Idle Warehouse Stands as Toxics Symbol
Across a barbed-wire fence, a vacant warehouse stands idle, a rusting and still poisonous reminder of an industrial crime committed nearly a decade ago.
Once among the nation’s largest processing sites for PCBs, the warehouse operated by the Martha C. Rose Chemical Co. became a toxic nightmare for the 2,000 residents of Holden.
Five company officials pleaded guilty to concealing the fact that PCBs, or polychlorinated biphenyls, were being improperly stored there. And leaks of the cancer-causing chemical left more than 20 million pounds of contaminated soil, concrete and other material that had to be removed from the 12-acre site.
The cost so far: more than $15 million. And Environmental Protection Agency officials say it may take another $13 million and two more years to finish the job.
The empty warehouse, one of about 1,200 EPA “Superfund” sites nationwide, illustrates the high costs and slow pace of removing industrial toxic waste.
Holden officials and members of a cleanup committee criticize the EPA for delays and stringent cleanup standards they say are too costly and time-consuming.
“It’s been pretty near eight, nine years since this thing started,” Mayor Francis Brillhart said. “We just want to clean it all up the cheapest and quickest way we can.”
But the EPA says it moved as fast as it could and needed time to respond to public concerns.
“A lot of work is done to determine what the actual risk was and to come up with alternatives to address the risks,” said EPA project manager Steven Kinser. “All sites are somewhat different.
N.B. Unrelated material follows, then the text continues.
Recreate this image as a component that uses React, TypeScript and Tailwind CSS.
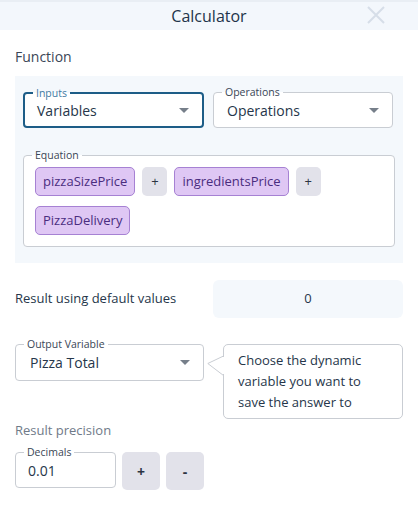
import type { ReactNode } from "react";

const font = { fontFamily: '"Open Sans", "Noto Sans", sans-serif' };

function Caret() {
  return (
    <svg width="10" height="5" viewBox="0 0 10 5" className="shrink-0">
      <path d="M0 0h10L5 5z" fill="#767f8a" />
    </svg>
  );
}

function FloatBox({
  label,
  children,
  className = "",
  focused = false,
  labelBg = "bg-white",
}: {
  label: string;
  children: ReactNode;
  className?: string;
  focused?: boolean;
  labelBg?: string;
}) {
  return (
    <div
      className={`relative rounded-[4px] bg-white ${
        focused ? "border-2 border-[#1d5d87]" : "border border-[#c9cdd3]"
      } ${className}`}
    >
      <span
        className={`absolute left-[8px] top-[-8px] px-[3px] text-[10.5px] leading-[14px] ${labelBg} ${
          focused ? "text-[#3f7aa3]" : "text-[#3a4656]"
        }`}
      >
        {label}
      </span>
      {children}
    </div>
  );
}

function Chip({ text }: { text: string }) {
  return (
    <span className="flex h-[29px] items-center rounded-[5px] border border-[#a681d3] bg-[#dfc7f4] px-[7px] text-[13px] text-[#4a2d7f]">
      {text}
    </span>
  );
}

function Op() {
  return (
    <span className="flex h-[29px] w-[25px] items-center justify-center rounded-[5px] bg-[#e2e2ea] text-[13px] text-[#2c3442]">
      +
    </span>
  );
}

export default function App() {
  const panelLabel = "bg-[linear-gradient(to_bottom,#f4f8fc_50%,#ffffff_50%)]";
  return (
    <div style={font} className="h-[507px] w-[418px] overflow-hidden bg-white text-[#26364a]">
      <header className="relative flex h-[30px] items-center justify-center border-t-2 border-[#e9eef4] bg-[#f3f7fc]">
        <h1 className="text-[16px] leading-none text-[#22334a]">Calculator</h1>
        <svg
          width="18"
          height="18"
          viewBox="0 0 18 18"
          className="absolute right-[33px] top-[4px]"
        >
          <path d="M1 1l16 16M17 1L1 17" stroke="#d6dee8" strokeWidth="2" />
        </svg>
      </header>

      <div className="px-[15px]">
        <p className="mt-[17px] text-[14px] leading-[20px] text-[#3a4656]">Function</p>

        <div className="mt-[9px] bg-[#f4f8fc] px-[8px] pb-[16px] pt-[16px]">
          <div className="flex gap-[9px]">
            <FloatBox label="Inputs" focused labelBg={panelLabel} className="w-[181px]">
              <div className="flex h-[32px] items-center justify-between pl-[12px] pr-[13px] text-[14px]">
                Variables
                <Caret />
              </div>
            </FloatBox>
            <FloatBox label="Operations" labelBg={panelLabel} className="w-[180px]">
              <div className="flex h-[34px] items-center justify-between pl-[13px] pr-[13px] text-[14px]">
                Operations
                <Caret />
              </div>
            </FloatBox>
          </div>

          <FloatBox label="Equation" labelBg={panelLabel} className="mt-[27px]">
            <div className="flex flex-wrap gap-x-[7px] gap-y-[10px] px-[11px] pb-[11px] pt-[11px]">
              <Chip text="pizzaSizePrice" />
              <Op />
              <Chip text="ingredientsPrice" />
              <Op />
              <Chip text="PizzaDelivery" />
            </div>
          </FloatBox>
        </div>

        <div className="mt-[17px] flex items-center">
          <span className="w-[198px] text-[13px]">Result using default values</span>
          <div className="flex h-[38px] flex-1 items-center justify-center rounded-[6px] bg-[#f4f8fc] text-[13px]">
            0
          </div>
        </div>

        <div className="mt-[26px] flex items-start">
          <FloatBox label="Output Variable" className="w-[189px]">
            <div className="flex h-[35px] items-center justify-between pl-[14px] pr-[13px] text-[14px]">
              Pizza Total
              <Caret />
            </div>
          </FloatBox>
          <div className="relative ml-[19px] flex-1">
            <svg
              width="17"
              height="26"
              viewBox="0 0 17 26"
              className="absolute left-[-16px] top-[6px]"
            >
              <path d="M16.5 0.5V25.5L0.8 13.5L16.5 6" fill="white" stroke="#c9cdd3" />
              <path d="M16.5 7V24" stroke="white" strokeWidth="1.5" />
            </svg>
            <div className="rounded-[5px] border border-[#c9cdd3] py-[5px] pl-[14px] pr-[20px] text-[13px] leading-[21px]">
              Choose the dynamic variable you want to save the answer to
            </div>
          </div>
        </div>

        <p className="mt-[1px] text-[13px] leading-[20px] text-[#6f7a88]">Result precision</p>

        <div className="mt-[12px] flex items-start gap-[6px]">
          <FloatBox label="Decimals" className="w-[101px]">
            <div className="flex h-[34px] items-center pl-[12px] text-[14px]">0.01</div>
          </FloatBox>
          <button className="flex h-[38px] w-[38px] items-center justify-center rounded-[5px] bg-[#e2e2ea] text-[14px] font-bold text-[#2c3442]">
            +
          </button>
          <button className="flex h-[38px] w-[38px] items-center justify-center rounded-[5px] bg-[#e2e2ea] text-[14px] font-bold text-[#2c3442]">
            -
          </button>
        </div>
      </div>
    </div>
  );
}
You can’t just go to a manual.”
The debate at Holden, a farming community about 40 miles southeast of Kansas City, focuses on which methods to use and how much to spend to make the land clean and safe.
A committee of 16 companies that sent most of the PCB-laden materials to the site--and which has paid for the cleanup--contends that the EPA’s preferred option to require contaminated concrete and soil to be incinerated before being disposed of in a landfill is too expensive.
For about half the cost, the group says, the material could be sent directly to a landfill, skipping the incineration.
“The issue is whether a $6-million or $13-million cleanup is sufficient,” said Joe Kwasnik, a committee member representing the New England Power Service Co. “Both are equally protective of the environment and human health.”
Both options would reduce the cancer risk from a lifetime exposure at the site to one in a million, according to an EPA review.
But the EPA’s Kinser says the Superfund philosophy requires highly contaminated material to be treated and eliminated rather than stored.